Ce qui peut nous singulariser, c'est la place active que nous donnons aux habitants, aux jeunes eux-mêmes dans la construction du projet. Pour progressivement redonner confiance aux gens, il faut les accompagner dans ce travail émancipateur qui consiste à se responsabiliser. Il s'agit de voir que les jeunes, les habitants et les familles sont eux-mêmes des ressources et pas uniquement des bénéficiaires d’actions. Donc cela nous donne une culture un peu particulière au sein de l'ESS. 

Sur la dernière partie de la question, pour travailler avec des publics pauvres dans des territoires, il faudra toujours de l’argent public. Quand vous travaillez sur l’intérêt général, il faut de toutes façons mobiliser de l’argent public, au titre de la solidarité et de la continuité territoriale. Une logique de marché ne pourra pas régler cette question-là.

(1) Coorganisées par le Cnajep (Comité pour les relations nationales et internationales des associations de jeunesse et d'éducation populaire) et la ville de Poitiers, ces Rencontres ont bénéficié du soutien financier du Fonjep, Hexopée, l'Injep et la région Nouvelle-Aquitaine.
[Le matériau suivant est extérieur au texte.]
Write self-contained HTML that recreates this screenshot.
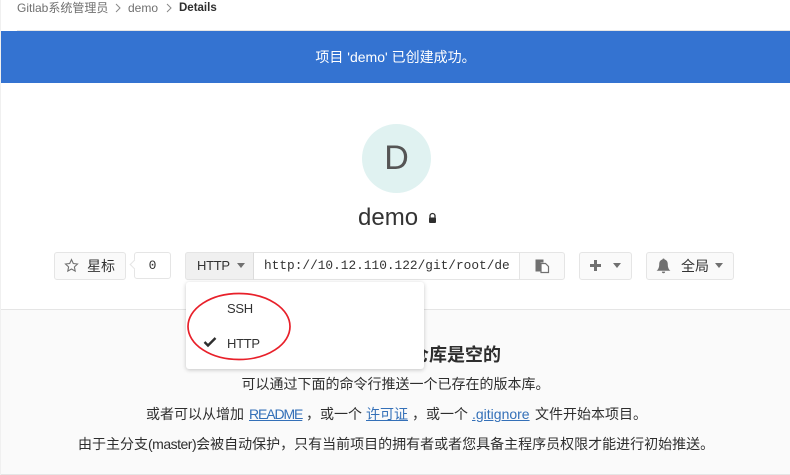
<!DOCTYPE html>
<html><head><meta charset="utf-8"><style>
html,body{margin:0;padding:0}
body{width:790px;height:475px;overflow:hidden;position:relative;background:#fff;font-family:"Liberation Sans","Noto Sans CJK SC",sans-serif;font-size:14px;color:#2e2e2e}
.a{position:absolute;white-space:nowrap}
.l{position:absolute;white-space:nowrap;top:404px;line-height:20px}
.btn{position:absolute;box-sizing:border-box;background:#fafafa;border:1px solid #e5e5e5;border-radius:3px;height:28px}
a{color:#3470b8;text-decoration:underline}
</style></head><body>
<div class="a" style="left:0;top:0;width:1px;height:475px;background:#f0f0f0"></div>
<div class="a" style="left:17px;top:1px;line-height:15px;font-size:12px;color:#707070">Gitlab系统管理员</div>
<svg class="a" style="left:114px;top:3px" width="8" height="10"><path d="M2 1l4 4-4 4" fill="none" stroke="#888" stroke-width="1"/></svg>
<div class="a" style="left:128px;top:1px;line-height:15px;font-size:12px;color:#707070">demo</div>
<svg class="a" style="left:165px;top:3px" width="8" height="10"><path d="M2 1l4 4-4 4" fill="none" stroke="#888" stroke-width="1"/></svg>
<div class="a" style="left:179px;top:1px;line-height:15px;font-size:11.5px;color:#2e2e2e;font-weight:bold">Details</div>
<div class="a" style="left:17px;top:30px;width:773px;height:1px;background:#e5e5e5"></div>
<div class="a" style="left:1px;top:31px;width:789px;height:52px;background:#3473d1"></div>
<div class="a" style="left:1px;width:789px;top:31px;line-height:52px;text-align:center;color:#fff;font-size:14px">项目 'demo' 已创建成功。</div>

<div class="a" style="left:362px;top:124px;width:69px;height:69px;border-radius:50%;background:#e0f2f1;text-align:center;line-height:69px;font-size:34px;color:#555">D</div>
<div class="a" style="left:358px;top:203px;line-height:30px;font-size:24px;color:#333">demo</div>
<svg class="a" style="left:427px;top:212px" width="11" height="12" viewBox="0 0 11 12"><path d="M3 6V4a2.5 2.5 0 0 1 5 0v2" fill="none" stroke="#2e2e2e" stroke-width="1.3"/><rect x="2" y="5.5" width="7" height="5.5" rx="1" fill="#2e2e2e"/></svg>

<div class="btn" style="left:54px;top:252px;width:72px"></div>
<svg class="a" style="left:64px;top:258px" width="15" height="15" viewBox="0 0 15 15"><path d="M7.5 1.600l1.800 3.900 4.200.5-3.100 2.900.8 4.200-3.700-2.100-3.700 2.100.8-4.200L1.500 6l4.200-.5z" fill="none" stroke="#707070" stroke-width="1.100"/></svg>
<div class="a" style="left:87px;top:252px;line-height:28px;font-size:14px;color:#333">星标</div>
<div class="a" style="left:134px;top:252px;width:37px;height:27px;box-sizing:border-box;border:1px solid #e5e5e5;border-radius:3px;background:#fff;text-align:center;line-height:26px;font-family:'Liberation Mono',monospace;font-size:13px;color:#333">0</div>
<div class="a" style="left:131px;top:261px;width:6px;height:6px;background:#fff;border-left:1px solid #e5e5e5;border-bottom:1px solid #e5e5e5;transform:rotate(45deg)"></div>

<div class="btn" style="left:185px;top:252px;width:380px"></div>
<div class="a" style="left:185px;top:252px;width:69px;height:28px;box-sizing:border-box;background:#f0f0f0;border:1px solid #e5e5e5;border-radius:3px 0 0 3px;border-right:1px solid #dcdcdc"></div>
<div class="a" style="left:197px;top:252px;line-height:28px;font-size:13px;letter-spacing:-.3px;color:#333">HTTP</div>
<svg class="a" style="left:236px;top:263px" width="10" height="6"><path d="M1 0h8L5 5z" fill="#707070"/></svg>
<div class="a" style="left:254px;top:253px;width:265px;height:26px;background:#fff;border-right:1px solid #e5e5e5;overflow:hidden;line-height:26px;font-family:'Liberation Mono',monospace;font-size:12.8px;color:#333;text-indent:10px">http://10.12.110.122/git/root/de</div>
<svg class="a" style="left:534px;top:258px" width="16" height="16" viewBox="0 0 16 16"><path d="M1.500 1.500h8v3h-3v9h-5z" fill="#707070"/><path d="M7 5.500h4.500l3 3v6H7z" fill="#fff" stroke="#707070" stroke-width="1.200"/></svg>

<div class="btn" style="left:579px;top:252px;width:53px"></div>
<svg class="a" style="left:589px;top:259px" width="13" height="13"><path d="M5 1h3v4h4v3H8v4H5V8H1V5h4z" fill="#707070"/></svg>
<svg class="a" style="left:612px;top:263px" width="10" height="6"><path d="M1 0h8L5 5z" fill="#707070"/></svg>

<div class="btn" style="left:646px;top:252px;width:88px"></div>
<svg class="a" style="left:656px;top:258px" width="15" height="16" viewBox="0 0 14 15"><path d="M7 .5c.6 0 1 .4 1 .9C10 1.900 11 3.500 11 5.800c0 3 .8 5 2.500 6.200H.5C2.200 10.800 3 8.800 3 5.800 3 3.500 4 1.900 6 1.400 6 .9 6.400.5 7 .5z" fill="#707070"/><path d="M5.500 12.800a1.500 1.500 0 0 0 3 0z" fill="#707070"/></svg>
<div class="a" style="left:681px;top:252px;line-height:28px;font-size:14px;color:#333">全局</div>
<svg class="a" style="left:714px;top:263px" width="10" height="6"><path d="M1 0h8L5 5z" fill="#707070"/></svg>

<div class="a" style="left:1px;top:309px;width:789px;height:166px;background:#fafafa;border-top:1px solid #e5e5e5;border-bottom:1px solid #e5e5e5;box-sizing:border-box"></div>
<div class="a" style="right:289px;top:343px;line-height:24px;font-size:18px;font-weight:bold;color:#2e2e2e">这个项目版本仓库是空的</div>
<div class="a" style="left:1px;width:789px;top:374px;line-height:20px;text-align:center">可以通过下面的命令行推送一个已存在的版本库。</div>

<span class="l" style="left:146px">或者可以从增加</span>
<span class="l" style="left:249px"><a style="letter-spacing:-1.100px">README</a></span>
<span class="l" style="left:306px">，</span>
<span class="l" style="left:320px">或一个</span>
<span class="l" style="left:366px"><a>许可证</a></span>
<span class="l" style="left:412px">，</span>
<span class="l" style="left:426px">或一个</span>
<span class="l" style="left:472px"><a>.gitignore</a></span>
<span class="l" style="left:535px">文件开始本项目。</span>

<div class="a" style="left:78px;top:434px;line-height:20px">由于主分支<span style="letter-spacing:-.5px">(master)</span>会被自动保护，只有当前项目的拥有者或者您具备主程序员权限才能进行初始推送。</div>

<div class="a" style="left:186px;top:282px;width:238px;height:87px;background:#fff;border-radius:3px;box-shadow:0 1px 4px rgba(0,0,0,.22)"></div>
<div class="a" style="left:227px;top:299px;line-height:20px;font-size:13px;letter-spacing:-.3px;color:#333">SSH</div>
<div class="a" style="left:227px;top:334px;line-height:20px;font-size:13px;letter-spacing:-.3px;color:#333">HTTP</div>
<svg class="a" style="left:203px;top:336px" width="14" height="12" viewBox="0 0 14 12"><path d="M1.500 6l3.500 3.500L12.500 2" fill="none" stroke="#2e2e2e" stroke-width="2.400"/></svg>
<svg class="a" style="left:184px;top:290px" width="110" height="74"><ellipse cx="55" cy="36.500" rx="51" ry="33" fill="none" stroke="#e8202a" stroke-width="1.700"/></svg>
</body></html>
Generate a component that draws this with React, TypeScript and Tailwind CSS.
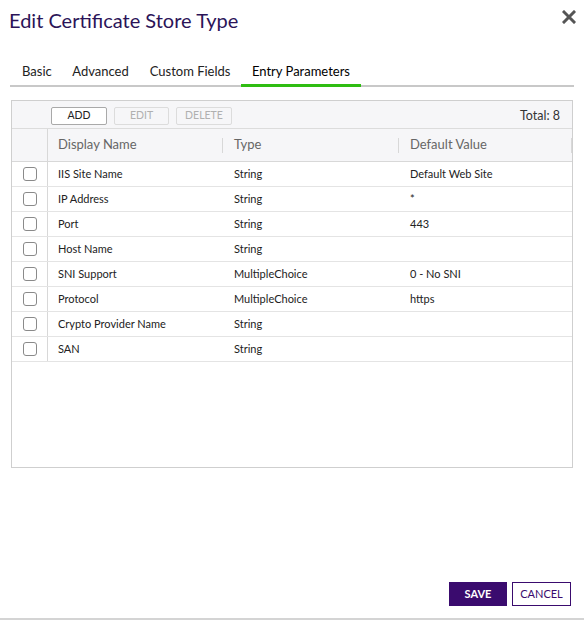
import React from 'react';

const rows = [
  { name: 'IIS Site Name', type: 'String', value: 'Default Web Site' },
  { name: 'IP Address', type: 'String', value: '*' },
  { name: 'Port', type: 'String', value: '443' },
  { name: 'Host Name', type: 'String', value: '' },
  { name: 'SNI Support', type: 'MultipleChoice', value: '0 - No SNI' },
  { name: 'Protocol', type: 'MultipleChoice', value: 'https' },
  { name: 'Crypto Provider Name', type: 'String', value: '' },
  { name: 'SAN', type: 'String', value: '' },
];

const tabs = ['Basic', 'Advanced', 'Custom Fields', 'Entry Parameters'];

const App: React.FC = () => {
  return (
    <div className="w-[584px] h-[620px] bg-white flex flex-col font-['Lato',sans-serif] text-[#222]">
      {/* Header */}
      <div className="flex items-start justify-between pl-[9px] pr-[8px] pt-[7px]">
        <h1 className="text-[20px] leading-[26px] text-[#2b1458]">Edit Certificate Store Type</h1>
        <svg width="14" height="14" viewBox="0 0 14 14" className="mt-[3px]">
          <path d="M2 2 L12 12 M12 2 L2 12" stroke="#555" strokeWidth="3" strokeLinecap="square" />
        </svg>
      </div>

      {/* Tabs */}
      <div className="mx-[10px] mt-[30px] flex border-b-2 border-[#c8c8c8] text-[13px] leading-[16px]">
        {tabs.map((t, i) => (
          <div
            key={t}
            className={
              i === 3
                ? 'px-[11px] pb-[5px] border-b-[3px] border-[#2fbd12] mb-[-2px] text-black'
                : i === 0
                  ? 'pl-[12px] pr-[10px] pb-[6px] text-[#222]'
                  : 'px-[10.5px] pb-[6px] text-[#222]'
            }
          >
            {t}
          </div>
        ))}
      </div>

      {/* Grid */}
      <div className="mx-[11px] mt-[13px] h-[368px] border border-[#cfcfcf] flex flex-col">
        <div className="h-[28px] bg-[#f6f6f8] border-b border-[#dcdcdc] flex items-center pt-[3px] pl-[39px] pr-[12px] gap-[7px]">
          <button className="w-[56px] h-[18px] border border-[#a9a9a9] rounded-[2px] bg-white text-[10.5px] text-[#222] flex items-center justify-center">
            ADD
          </button>
          <button className="w-[55px] h-[18px] border border-[#dcdcdc] rounded-[2px] bg-[#f6f6f8] text-[10.5px] text-[#b0b0b0] flex items-center justify-center">
            EDIT
          </button>
          <button className="w-[56px] h-[18px] border border-[#dcdcdc] rounded-[2px] bg-[#f6f6f8] text-[10.5px] text-[#b0b0b0] flex items-center justify-center">
            DELETE
          </button>
          <span className="ml-auto text-[12.5px] text-[#333]">Total: 8</span>
        </div>

        <div className="h-[33px] bg-[#f6f6f8] border-b border-[#d8d8d8] flex text-[13px] text-[#666]">
          <div className="w-[36px] border-r border-[#d8d8d8]" />
          <div className="w-[175px] flex items-center pl-[10px] relative">
            Display Name
            <div className="absolute right-0 top-[9px] h-[15px] border-r border-[#d8d8d8]" />
          </div>
          <div className="w-[176px] flex items-center pl-[11px] relative">
            Type
            <div className="absolute right-0 top-[9px] h-[15px] border-r border-[#d8d8d8]" />
          </div>
          <div className="flex-1 flex items-center pl-[11px] relative">
            Default Value
            <div className="absolute right-0 top-[9px] h-[15px] border-r border-[#d8d8d8]" />
          </div>
        </div>

        {rows.map((r) => (
          <div key={r.name} className="h-[25px] border-b border-[#e4e4e4] flex text-[11px] text-[#222]">
            <div className="w-[36px] border-r border-[#d8d8d8] flex items-center justify-center">
              <div className="w-[14px] h-[14px] rounded-[3px] border border-[#8a8a8a] bg-white" />
            </div>
            <div className="w-[175px] flex items-center pl-[10px]">{r.name}</div>
            <div className="w-[176px] flex items-center pl-[11px]">{r.type}</div>
            <div className="flex-1 flex items-center pl-[11px]">{r.value}</div>
          </div>
        ))}
      </div>

      {/* Footer */}
      <div className="mt-auto flex justify-end gap-[5px] pr-[13px] pb-[12px]">
        <button className="w-[58px] h-[24px] bg-[#3a0b6e] text-white text-[11px] font-bold">SAVE</button>
        <button className="w-[59px] h-[24px] border border-[#3a0b6e] bg-white text-[#3a0b6e] text-[11px]">
          CANCEL
        </button>
      </div>
      <div className="h-[2px] bg-[#d4d4d4]" />
    </div>
  );
};

export default App;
Parmi les partenaires de ces rencontres, sont cités : l'Association des maires de France et des présidents d’intercommunalité (AMF), l'Association des maires ruraux de France (AMRF), l'Anacej, France urbaine, Régions de France, Le Nouvel Obs, le Crajep Nouvelle-Aquitaine, le Creps Poitiers et le Collectif des maisons de quartier de Poitiers.